Research has once again shown that false-positive screening mammography results lead to increased anxiety for the women that receive them, and that these feelings can last for months. But how much should we fear the fear itself?
The question comes up in discussions of mammography screening intervals as the harms of any screening program must weighed against the benefits. If a false-positive scan could result in persistent psychosocial distress, that’s something that should be accounted for.
The latest study to look at the emotional consequences of a false-positive screening mammogram was published this week in Cancer Epidemiology, Biomarkers & Prevention, a journal of the American Association for Cancer Research.
Swedish researchers, including Anetta Bolejko, PhD, in the Department of Medical Imaging and Physiology at Skåne University Hospital, looked at the results of questionnaires given to nearly 400 women who were recalled for abnormal mammography, but no breast cancer was subsequently found. Most were understandably distressed at the initial results: 88 percent reported feeling uneasy, sad or unable to cope. Many had difficulty sleeping.
These feeling persisted in some women for months. A year after first receiving the screening result, even after being considered free of cancer, women who received a false-positive were more than twice as likely to report psychosocial consequences.
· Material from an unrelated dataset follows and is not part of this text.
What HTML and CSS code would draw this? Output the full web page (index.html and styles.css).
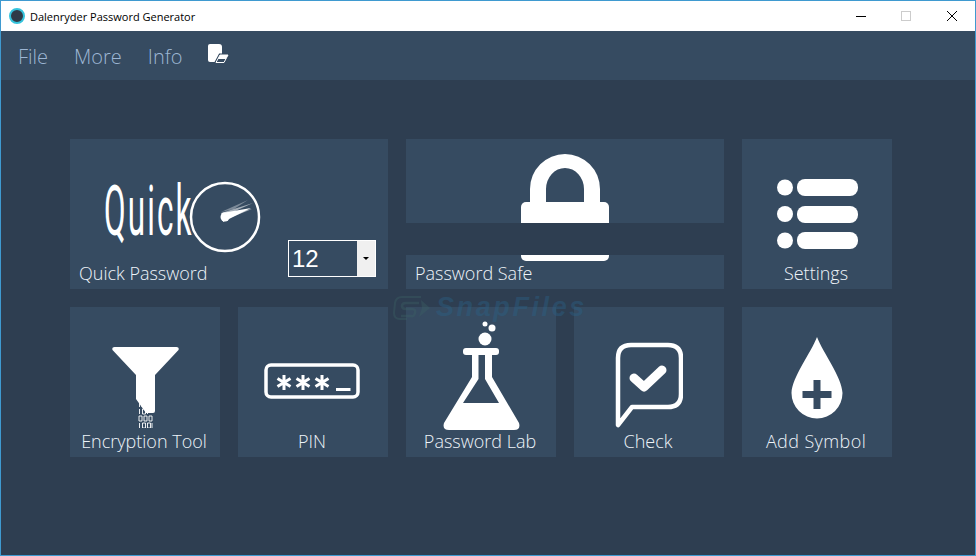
FILE: index.html
```html
<!DOCTYPE html>
<html lang="en">
<head>
  <meta charset="UTF-8">
  <title>Dalenryder Password Generator</title>
  <link rel="stylesheet" href="styles.css">
</head>
<body>
  <div class="window">
    <header class="titlebar">
      <span class="app-icon"></span>
      <span class="app-title">Dalenryder Password Generator</span>
      <div class="controls">
        <svg width="128" height="30" viewBox="0 0 128 30">
          <path d="M9 15.5h10" stroke="#000" fill="none"/>
          <rect x="54.5" y="10.5" width="9" height="9" stroke="#ccc" fill="none"/>
          <path d="M100 10l10 10M110 10l-10 10" stroke="#000" fill="none"/>
        </svg>
      </div>
    </header>

    <nav class="menubar">
      <a class="menu-item">File</a>
      <a class="menu-item">More</a>
      <a class="menu-item">Info</a>
      <svg class="note-icon" width="21" height="20" viewBox="0 0 21 20">
        <path d="M2 0h9q3 0 3 3v13q0 2-2 2H2q-2 0-2-2V2q0-2 2-2z" fill="#fff"/>
        <path d="M12 11h8l-4 7.500H8z" fill="#364b61" stroke="#364b61" stroke-width="3"/>
        <path d="M12 11h8l-4 7.500H8z" fill="none" stroke="#fff" stroke-width="1"/>
        <path d="M12 11h8l-2.200 4h-8z" fill="#fff"/>
      </svg>
    </nav>

    <main class="main">
      <div class="grid">
        <div class="tile tile-wide tile-quick">
          <svg class="icon icon-quick" width="200" height="90" viewBox="0 -18 200 90">
            <text class="quick-word" transform="translate(0 54) scale(.45 1)">Quick</text>
            <circle cx="121" cy="36" r="34" fill="none" stroke="#fff" stroke-width="2.500"/>
            <path d="M117 32l32-10-20 9 19-3-30 12z" fill="#fff" opacity=".55"/>
            <path d="M118 32l29-5-28 14z" fill="#fff"/>
            <path d="M117 31l27-12-14 9z" fill="#fff" opacity=".35"/>
            <circle cx="121" cy="36" r="4.500" fill="#fff"/>
          </svg>
          <div class="tile-foot">
            <span class="label">Quick Password</span>
            <div class="num-select">
              <span class="num-value">12</span>
              <span class="num-arrow"></span>
            </div>
          </div>
        </div>

        <div class="tile tile-wide">
          <svg class="icon icon-lock" width="88" height="107" viewBox="0 0 88 107">
            <path d="M9 50V35a35 35 0 0 1 70 0v15H63V35a19 21 0 0 0-38 0v15z" fill="#fff"/>
            <rect x="0" y="48" width="88" height="59" rx="5" fill="#fff"/>
          </svg>
          <div class="safe-band"></div>
          <span class="label label-left">Password Safe</span>
        </div>

        <div class="tile">
          <svg class="icon icon-settings" width="81" height="70" viewBox="0 0 81 70">
            <g fill="#fff">
              <circle cx="8" cy="8.500" r="8"/>
              <rect x="20" y="0" width="61" height="17" rx="8"/>
              <circle cx="8" cy="35" r="8"/>
              <rect x="20" y="27" width="61" height="17" rx="8"/>
              <circle cx="8" cy="61.500" r="8"/>
              <rect x="20" y="53" width="61" height="17" rx="8"/>
            </g>
          </svg>
          <span class="label">Settings</span>
        </div>

        <div class="tile">
          <svg class="icon icon-funnel" width="67" height="81" viewBox="0 0 67 81">
            <path d="M2.500 0h62q3 0 2 3L43 28v36q0 2-2 2h-7L24 52V28L.5 3q-1-3 2-3z" fill="#fff"/>
            <g fill="none" stroke="#fff" stroke-width=".9">
              <path d="M27.500 55v5M30 56v4M27.500 62v5M30.500 62h3v5h-3zM35.500 62v5M27 69h3v5h-3zM32 69h3v5h-3zM37 69h3v5h-3zM27.500 76v5M30.500 76h3v5h-3zM35.500 76h3v5h-3zM40 76v5"/>
            </g>
          </svg>
          <span class="label">Encryption Tool</span>
        </div>

        <div class="tile">
          <svg class="icon icon-pin" width="96" height="36" viewBox="0 0 96 36">
            <rect x="2" y="2" width="92" height="32" rx="5" fill="none" stroke="#fff" stroke-width="3.500"/>
            <g stroke="#fff" stroke-width="3" fill="none">
              <path d="M20 12v15M13.500 15.500l13 8M26.500 15.500l-13 8"/>
              <path d="M39 12v15M32.500 15.500l13 8M45.500 15.500l-13 8"/>
              <path d="M58 12v15M51.500 15.500l13 8M64.500 15.500l-13 8"/>
              <path d="M72 26.500h14.500"/>
            </g>
          </svg>
          <span class="label">PIN</span>
        </div>

        <div class="tile">
          <svg class="icon icon-flask" width="80" height="110" viewBox="0 0 80 110">
            <g fill="#fff">
              <circle cx="44" cy="19" r="6.500"/>
              <circle cx="51" cy="8" r="3.500"/>
              <circle cx="44" cy="4" r="2.500"/>
              <rect x="22" y="28" width="36" height="7" rx="3"/>
              <path fill-rule="evenodd" d="M31 34h6.500v25L22 83h36L44 59V34h7v23l27 46q2 7-5 7H8q-7 0-5-7l28-46z"/>
            </g>
          </svg>
          <span class="label">Password Lab</span>
        </div>

        <div class="tile">
          <svg class="icon icon-check" width="68" height="88" viewBox="0 0 68 88">
            <path d="M3 83V16Q3 3 16 3h37q13 0 13 13v36q0 13-13 13H17z" fill="none" stroke="#fff" stroke-width="4.500" stroke-linejoin="round" stroke-linecap="round"/>
            <path d="M19 36l10 9 18-17" fill="none" stroke="#fff" stroke-width="9" stroke-linecap="round" stroke-linejoin="round"/>
          </svg>
          <span class="label">Check</span>
        </div>

        <div class="tile">
          <svg class="icon icon-drop" width="52" height="82" viewBox="0 0 52 82">
            <path d="M26 0C20 16 1 40 .5 56a25.500 25.500 0 0 0 51 0C51 40 32 16 26 0z" fill="#fff"/>
            <path d="M22.500 43h7v11h11v7h-11v11h-7V61h-11v-7h11z" fill="#364b61"/>
          </svg>
          <span class="label label-symbol">Add Symbol</span>
        </div>
      </div>
    </main>

    <div class="watermark">
      <svg width="38" height="26" viewBox="0 0 38 26">
        <path d="M28 2H9Q3 2 2 8L1 18Q1 24 7 24H14" fill="none" stroke="#3b6064" stroke-width="2"/>
        <path d="M26 8H13Q9 8 9 11T13 14H19Q23 14 22 18T18 21H8" fill="none" stroke="#3b6064" stroke-width="2.500"/>
        <path d="M28 5l9 8-11 9 3-9z" fill="#3b6064"/>
      </svg>
      <span class="watermark-text">SnapFiles</span>
    </div>
  </div>
</body>
</html>
```

FILE: styles.css
```css
:root {
  --page-bg: #2e3e51;
  --tile-bg: #364b61;
  --border-blue: #3f9ad0;
  --label-color: #eef4fa;
  --menu-color: #9db6d3;
}

* {
  margin: 0;
  padding: 0;
  box-sizing: border-box;
}

body {
  font-family: 'Open Sans', 'Noto Sans', sans-serif;
  background-color: var(--page-bg);
}

.window {
  position: relative;
  width: 976px;
  height: 556px;
  border: 1px solid var(--border-blue);
  background-color: var(--page-bg);
  overflow: hidden;
}

.titlebar {
  display: flex;
  align-items: center;
  height: 30px;
  padding-left: 8px;
  background-color: #fff;
}

.app-icon {
  width: 16px;
  height: 16px;
  border-radius: 50%;
  background-color: #2f3b48;
  border: 2.5px solid #35c3dc;
}

.app-title {
  margin-left: 5px;
  font-size: 11px;
  color: #000;
}

.controls {
  margin-left: auto;
  height: 30px;
  width: 128px;
}

.controls svg {
  display: block;
}

.menubar {
  display: flex;
  align-items: center;
  height: 49px;
  padding: 1px 0 0 17px;
  background-color: var(--tile-bg);
}

.menu-item {
  margin-right: 26px;
  font-size: 20px;
  font-weight: 300;
  color: var(--menu-color);
}

.note-icon {
  margin-top: -4px;
}

.main {
  padding: 59px 0 0 69px;
}

.grid {
  display: grid;
  grid-template-columns: repeat(5, 150px);
  grid-auto-rows: 150px;
  gap: 18px;
}

.tile {
  position: relative;
  display: flex;
  flex-direction: column;
  align-items: center;
  background-color: var(--tile-bg);
}

.tile-wide {
  grid-column: span 2;
}

.tile-quick {
  align-items: flex-start;
}

.icon {
  display: block;
  flex: none;
}

.label {
  margin-top: auto;
  margin-right: 2px;
  padding-bottom: 4px;
  font-size: 18px;
  font-weight: 300;
  line-height: 24px;
  color: var(--label-color);
}

.label-left {
  align-self: flex-start;
  margin-left: 9px;
}

.label-symbol {
  letter-spacing: 0.4px;
}

.icon-quick { margin: 24px 0 0 34px; }
.icon-lock { margin-top: 15px; }
.icon-settings { margin-top: 40px; }
.icon-funnel { margin-top: 40px; }
.icon-pin { margin: 56px 0 0 -3px; }
.icon-flask { margin: 13px 0 -4px -1px; }
.icon-check { margin: 35px 0 -3px; }
.icon-drop { margin-top: 30px; }

.quick-word {
  font-family: 'Roboto', sans-serif;
  font-size: 70px;
  font-weight: 400;
  letter-spacing: 4.6px;
  fill: #fff;
}

.tile-foot {
  display: flex;
  align-items: flex-end;
  justify-content: space-between;
  width: 100%;
  height: 28px;
  margin-top: auto;
  padding: 0 12px 0 9px;
}

.num-select {
  display: flex;
  flex: none;
  width: 88px;
  height: 37px;
  margin-bottom: 12px;
  border: 1px solid #fff;
}

.num-value {
  flex: 1;
  padding-left: 3px;
  font-family: 'Liberation Sans', Arial, sans-serif;
  font-size: 24px;
  line-height: 35px;
  color: #fff;
}

.num-arrow {
  display: flex;
  align-items: center;
  justify-content: center;
  width: 18px;
  background-color: #f0f0f0;
}

.num-arrow::after {
  content: "";
  border-left: 3px solid transparent;
  border-right: 3px solid transparent;
  border-top: 3px solid #000;
}

/* the dark strip runs over the lock */
.safe-band {
  position: absolute;
  left: 0;
  right: 0;
  top: 84px;
  height: 32px;
  background-color: var(--page-bg);
}

.watermark {
  position: absolute;
  left: 392px;
  top: 291px;
  display: flex;
  align-items: center;
  gap: 5px;
  opacity: 0.4;
}

.watermark-text {
  font-family: 'Liberation Sans', Arial, sans-serif;
  font-size: 27px;
  font-weight: 700;
  font-style: italic;
  letter-spacing: 2.6px;
  color: #2a6288;
}
```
The good news is that, similar to previous studies, these feeling of anxiety appear to wane over time. Initial questionnaire responses indicated a fivefold higher rate of psychosocial consequences soon after receiving the false-positive, while this rate had dropped after six months.
A 2013 study published in Annals of Family Medicine and another in 2014 from JAMA Internal Medicine both found initially elevated levels of anxiety in women receiving a false-positive, but the differences in psychosocial outcomes between them and those receiving normal mammography results generally mitigated over time.
In a joint statement following the publication of the 2014 JAMA Internal Medicine study, the American College of Radiology and Society of Breast Imaging wrote that the research “proves that patients experience short term anxiety regarding test results and that these feelings rapidly decline over time. The study also shows that there are no measurable effects to women’s health from experiencing a false-positive exam as some have previously claimed.”
Professionals should seek out which women may need additional assistance following initially inconclusive results, the ACR and SBI added. Here again the findings of Bolejko et al. this week could prove illuminating. The study found early recall, being foreign-born, lacking social support and dissatisfaction with information at the diagnostic work-up were all predictors of psychosocial consequences.
Additional support and educational resources should be available that cater to those who will need them at a time of distress. Reports of transient feelings of anxiety following a false-positive shouldn’t derail a screening mammography program, but they can point to opportunities for improvement in the care patients receive.